WHAT THIS TASK INVOLVES: Collect the lines of the entries where "screenshot" shows up.

DATA FOR THE TASK:
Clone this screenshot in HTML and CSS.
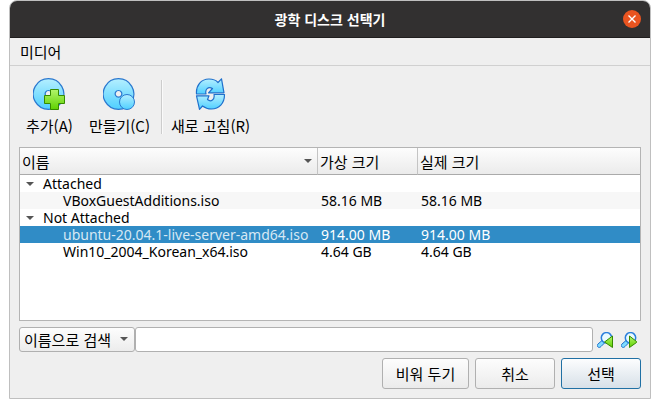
FILE: index.html
```html
<!DOCTYPE html>
<html lang="ko">
<head>
<meta charset="utf-8">
<title>광학 디스크 선택기</title>
<link rel="stylesheet" href="styles.css">
</head>
<body>
<svg class="defs" aria-hidden="true">
  <defs>
    <linearGradient id="blue" x1="0" y1="0" x2="0" y2="1"><stop offset="0" stop-color="#b4efff"/><stop offset="1" stop-color="#4fcfff"/></linearGradient>
    <linearGradient id="green" x1="0" y1="0" x2="0" y2="1"><stop offset="0" stop-color="#b2f56c"/><stop offset="1" stop-color="#5fd100"/></linearGradient>
  </defs>
</svg>
<main class="window">
  <header class="titlebar">
    <h1 class="title">광학 디스크 선택기</h1>
    <button class="close" type="button" aria-label="닫기">
      <svg width="8" height="8" viewBox="0 0 8 8"><path d="M0.5 0.5 7.5 7.5M7.5 0.5 0.5 7.5" stroke="#fff" stroke-width="1.4"/></svg>
    </button>
  </header>
  <nav class="menubar"><button class="menu" type="button">미디어</button></nav>
  <div class="toolbar">
    <button class="tool" type="button">
      <svg width="32" height="32" viewBox="0 0 32 32">
        <path fill-rule="evenodd" d="M15.500 .7a15.300 15.300 0 1 0 .01 0zM15.500 12.500a3.300 3.300 0 1 1-.01 0z" fill="url(#blue)" stroke="#2a78cf" stroke-width="1.2"/>
        <path d="M17.500 11.500h8v6h6v8h-6v6h-8v-6h-6v-8h6z" fill="url(#green)" stroke="#368a00"/>
      </svg>
      <span>추가(A)</span>
    </button>
    <button class="tool" type="button">
      <svg width="32" height="32" viewBox="0 0 32 32">
        <path fill-rule="evenodd" d="M15.500 .7a15.300 15.300 0 1 0 .01 0zM15.500 12.500a3.300 3.300 0 1 1-.01 0z" fill="url(#blue)" stroke="#2a78cf" stroke-width="1.2"/>
        <circle cx="24" cy="24" r="7.500" fill="url(#blue)" stroke="#2a78cf"/>
      </svg>
      <span>만들기(C)</span>
    </button>
    <span class="separator"></span>
    <button class="tool" type="button">
      <svg width="32" height="32" viewBox="0 0 32 32">
        <g fill="url(#blue)" stroke="#1f70cc" stroke-width="1.2" stroke-linejoin="round">
          <path d="M1.500 16C.8 7.500 6 1 14 1c4 0 7 1.200 9 3.500L26.500.8 29 14.800H13.500L17.500 10.500C13 8 9.800 11.500 11 16z"/>
          <path d="M29.500 16.500C29.500 25.500 24 31 16.500 31c-4 0-6.500-1-9-3L4.500 31.300 1.500 17.800H14L12.500 21.500C16 24.500 20 21.500 19 16.500z"/>
        </g>
      </svg>
      <span>새로 고침(R)</span>
    </button>
  </div>
  <section class="content">
    <div class="list">
      <table class="media">
        <colgroup><col class="col-name"><col class="col-size"><col></colgroup>
        <thead>
          <tr><th><span class="sort">이름<i class="arrow"></i></span></th><th>가상 크기</th><th>실제 크기</th></tr>
        </thead>
        <tbody>
          <tr><td class="group" colspan="3"><i class="arrow"></i>Attached</td></tr>
          <tr class="alt"><td class="item">VBoxGuestAdditions.iso</td><td>58.16 MB</td><td>58.16 MB</td></tr>
          <tr><td class="group" colspan="3"><i class="arrow"></i>Not Attached</td></tr>
          <tr class="selected"><td class="item">ubuntu-20.04.1-live-server-amd64.iso</td><td>914.00 MB</td><td>914.00 MB</td></tr>
          <tr><td class="item">Win10_2004_Korean_x64.iso</td><td>4.64 GB</td><td>4.64 GB</td></tr>
        </tbody>
      </table>
    </div>
    <form class="search">
      <div class="combo">
        <select class="select" aria-label="검색 기준"><option>이름으로 검색</option></select>
        <i class="arrow"></i>
      </div>
      <input class="query" type="text" aria-label="검색어">
      <button class="step" type="button" aria-label="이전 찾기">
        <svg width="16" height="16" viewBox="0 0 16 16">
          <path d="M1 15C0 14 0 13 1 12L5 8.500 7.500 11 4 14.500C3 15.500 2 15.800 1 15z" fill="#7fdcff" stroke="#1f70cc"/>
          <circle cx="9.500" cy="5.800" r="5.200" fill="#e9faff" stroke="#2a7fdc" stroke-width="1.500"/>
          <path d="M15.500 4v11.500L7.500 10z" fill="url(#green)" stroke="#368a00" stroke-linejoin="round"/>
        </svg>
      </button>
      <button class="step" type="button" aria-label="다음 찾기">
        <svg width="16" height="16" viewBox="0 0 16 16">
          <path d="M1 15C0 14 0 13 1 12L5 8.500 7.500 11 4 14.500C3 15.500 2 15.800 1 15z" fill="#7fdcff" stroke="#1f70cc"/>
          <circle cx="9.500" cy="5.800" r="5.200" fill="#e9faff" stroke="#2a7fdc" stroke-width="1.500"/>
          <path d="M8.500 4v11.500L15.500 10.500v-1z" fill="url(#green)" stroke="#368a00" stroke-linejoin="round"/>
        </svg>
      </button>
    </form>
    <footer class="actions">
      <button class="button wide" type="button">비워 두기</button>
      <button class="button" type="button">취소</button>
      <button class="button primary" type="button">선택</button>
    </footer>
  </section>
</main>
</body>
</html>
```
FILE: styles.css
```css
* { box-sizing: border-box; }
body {
  margin: 0;
  background: #fff;
  color: #000;
  font: 15px/17px "Noto Sans CJK KR", sans-serif;
}
button, select, input { font: inherit; color: inherit; margin: 0; }
button { padding: 0; border: 0; background: none; }
svg { display: block; }
.defs { position: absolute; width: 0; height: 0; }

.window {
  display: flex;
  flex-direction: column;
  min-height: calc(100vh - 9px);
  margin: 0 9px 9px;
  border: 1px solid #bfbfbf;
  border-radius: 8px 8px 0 0;
  background: #efefef;
  overflow: hidden;
}
.titlebar {
  display: grid;
  grid-template-columns: 1fr auto 1fr;
  align-items: center;
  height: 37px;
  padding: 0 9px;
  background: #323030;
  border-bottom: 1px solid #201e1e;
}
.title { grid-column: 2; margin: 0; color: #fff; font-size: 14px; font-weight: 700; }
.close {
  display: grid;
  place-items: center;
  justify-self: end;
  width: 18px;
  height: 18px;
  border-radius: 50%;
  background: #e95420;
}
.menubar { display: flex; height: 28px; padding: 0 10px; border-bottom: 1px solid #d0d0d0; }

.toolbar { display: flex; align-items: flex-start; padding: 12px 16px; }
.tool { display: flex; flex-direction: column; align-items: center; gap: 7px; white-space: nowrap; }
.tool + .tool { margin-left: 16px; }
.separator { width: 2px; height: 54px; margin: 2px 8px 1px 11px; border-left: 1px solid #cdcdcd; background: #fafafa; }

.content { display: flex; flex: 1; flex-direction: column; padding: 0 9px 9px; }
.list { flex: 1; border: 1px solid #b4b4b4; background: #fff; }
.media { width: 100%; table-layout: fixed; border-collapse: separate; border-spacing: 0; }
.col-name { width: 298px; }
.col-size { width: 100px; }
th {
  height: 27px;
  padding: 0 2px;
  border-bottom: 1px solid #aaa;
  border-right: 1px solid #c4c4c4;
  background: linear-gradient(#fdfdfd, #ebebeb);
  font-weight: 400;
  text-align: left;
}
th:last-child { border-right: 0; }
.sort { display: flex; align-items: center; justify-content: space-between; padding-right: 3px; }
td {
  height: 17px;
  padding: 0 3px;
  font-family: "Noto Sans", sans-serif;
  font-size: 14px;
  white-space: nowrap;
}
.group .arrow { display: inline-block; margin: 0 9px 3px 3px; }
.item { padding-left: 43px; padding-right: 0; }
.alt td { background: #f7f7f7; }
.selected td { background: #308cc6; color: #fff; }
.selected .item { color: #d6e8f4; }
.arrow {
  width: 0;
  height: 0;
  border: 4px solid transparent;
  border-top-color: #555;
  border-bottom: 0;
}

.search { display: flex; align-items: center; margin: 6px 0; }
.combo { position: relative; }
.combo .arrow { position: absolute; right: 7px; top: 10px; pointer-events: none; }
.select {
  display: block;
  appearance: none;
  width: 116px;
  height: 25px;
  padding: 0 4px;
  border: 1px solid #b0b0b0;
  border-radius: 3px;
  background: linear-gradient(#fdfdfd, #ececec);
}
.query { flex: 1; min-width: 0; height: 25px; border: 1px solid #b0b0b0; border-radius: 3px; background: #fff; }
.step { margin: 0 4px; }

.actions { display: flex; justify-content: flex-end; gap: 6px; }
.button {
  width: 80px;
  height: 31px;
  border: 1px solid #b0b0b0;
  border-radius: 3px;
  background: linear-gradient(#fdfdfd, #ebebeb);
}
.wide { width: 87px; }
.primary { border-color: #2070a4; background: linear-gradient(#fcfdfe, #d7e0e8); }
```
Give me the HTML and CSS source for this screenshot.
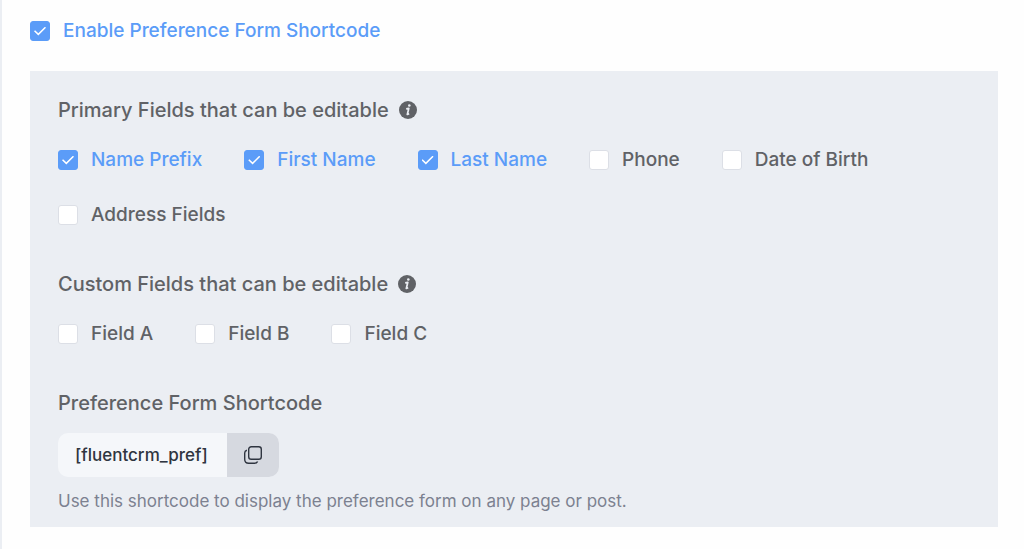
FILE: index.html
```html
<!DOCTYPE html>
<html lang="en">
<head>
  <meta charset="UTF-8" />
  <meta name="viewport" content="width=device-width, initial-scale=1.0" />
  <title>Preference Form</title>
  <link rel="stylesheet" href="styles.css">
</head>
<body>

  <main class="settings">
    <label class="check"><input type="checkbox" checked /><span>Enable Preference Form Shortcode</span></label>

    <div class="panel">
      <section class="group">
        <h2 class="title">
          Primary Fields that can be editable
          <svg class="info" viewBox="0 0 18 18" aria-hidden="true">
            <circle cx="9" cy="9" r="9" fill="#606266" />
            <circle cx="10.3" cy="4.5" r="1.3" fill="#ebeef3" />
            <path d="M7.200 7.800 9.800 7.300 8.300 13.500 10.200 12.700" fill="none" stroke="#ebeef3" stroke-width="1.7" stroke-linejoin="round" />
          </svg>
        </h2>
        <div class="checks">
          <label class="check"><input type="checkbox" checked /><span>Name Prefix</span></label>
          <label class="check"><input type="checkbox" checked /><span>First Name</span></label>
          <label class="check"><input type="checkbox" checked /><span>Last Name</span></label>
          <label class="check"><input type="checkbox" /><span>Phone</span></label>
          <label class="check"><input type="checkbox" /><span>Date of Birth</span></label>
          <label class="check"><input type="checkbox" /><span>Address Fields</span></label>
        </div>
      </section>

      <section class="group">
        <h2 class="title">
          Custom Fields that can be editable
          <svg class="info" viewBox="0 0 18 18" aria-hidden="true">
            <circle cx="9" cy="9" r="9" fill="#606266" />
            <circle cx="10.3" cy="4.5" r="1.3" fill="#ebeef3" />
            <path d="M7.200 7.800 9.800 7.300 8.300 13.500 10.200 12.700" fill="none" stroke="#ebeef3" stroke-width="1.7" stroke-linejoin="round" />
          </svg>
        </h2>
        <div class="checks">
          <label class="check"><input type="checkbox" /><span>Field A</span></label>
          <label class="check"><input type="checkbox" /><span>Field B</span></label>
          <label class="check"><input type="checkbox" /><span>Field C</span></label>
        </div>
      </section>

      <section>
        <h2 class="title">Preference Form Shortcode</h2>
        <div class="shortcode">
          <code class="code">[fluentcrm_pref]</code>
          <button class="copy" type="button" aria-label="Copy shortcode">
            <svg viewBox="0 0 18 18" width="18" height="18" fill="none" stroke="#2f3540" stroke-width="1.4" aria-hidden="true">
              <rect x="4.7" y="0.7" width="12.6" height="12.6" rx="2.6" />
              <path d="M2.9 4.2C1.4 4.6.7 5.5.7 7v6.300q0 4 4 4h5.600c1.800 0 2.800-.6 3.300-1.900" />
            </svg>
          </button>
        </div>
        <p class="hint">Use this shortcode to display the preference form on any page or post.</p>
      </section>
    </div>
  </main>

</body>
</html>
```
FILE: styles.css
```css
* {
  box-sizing: border-box;
}

body {
  margin: 0;
  min-height: 100vh;
  background-color: #fefefe;
  border-left: 2px solid #ebeef3;
  font-family: Inter, sans-serif;
  color: #606266;
}

.settings {
  padding: 18px 26px 22px 28px;
}

.check {
  display: inline-flex;
  align-items: center;
  gap: 13px;
  font-size: 19px;
  line-height: 26px;
  font-weight: 500;
  cursor: pointer;
}

.check input {
  appearance: none;
  width: 20px;
  height: 20px;
  margin: 0;
  border: 1px solid #dcdfe6;
  border-radius: 3px;
  background-color: #fff;
  display: grid;
  place-items: center;
}

.check input:checked {
  background-color: #5b9cf8;
  border-color: #5b9cf8;
}

.check input:checked::after {
  content: "";
  width: 12px;
  height: 9px;
  background-color: #fff;
  clip-path: polygon(0 54%, 9% 43%, 36% 76%, 91% 4%, 100% 15%, 36% 100%);
}

.check input:checked + span {
  color: #5b9cf8;
}

.panel {
  margin-top: 27px;
  padding: 25px 28px 14px;
  background-color: #ebeef3;
}

.group {
  margin-bottom: 42px;
}

.title {
  display: flex;
  align-items: center;
  gap: 10px;
  margin: 0;
  font-size: 20px;
  line-height: 28px;
  font-weight: 500;
}

.info {
  width: 18px;
  height: 18px;
}

.checks {
  display: flex;
  flex-wrap: wrap;
  gap: 29px 42px;
  margin-top: 23px;
}

.shortcode {
  display: inline-flex;
  margin-top: 16px;
  border-radius: 10px;
  background-color: #f5f7fa;
  overflow: hidden;
}

.code {
  padding: 0 19px 0 17px;
  font-family: inherit;
  font-size: 17px;
  line-height: 44px;
  font-weight: 500;
  color: #2f3540;
}

.copy {
  display: flex;
  align-items: center;
  justify-content: center;
  width: 52px;
  padding: 0;
  border: none;
  background-color: #d6d9e0;
  cursor: pointer;
}

.hint {
  margin: 12px 0 0;
  font-size: 17px;
  line-height: 24px;
  color: #7c8190;
}
```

SOLUTION FOR THIS PROBLEM:
Clone this screenshot in HTML and CSS.
Give me the HTML and CSS source for this screenshot.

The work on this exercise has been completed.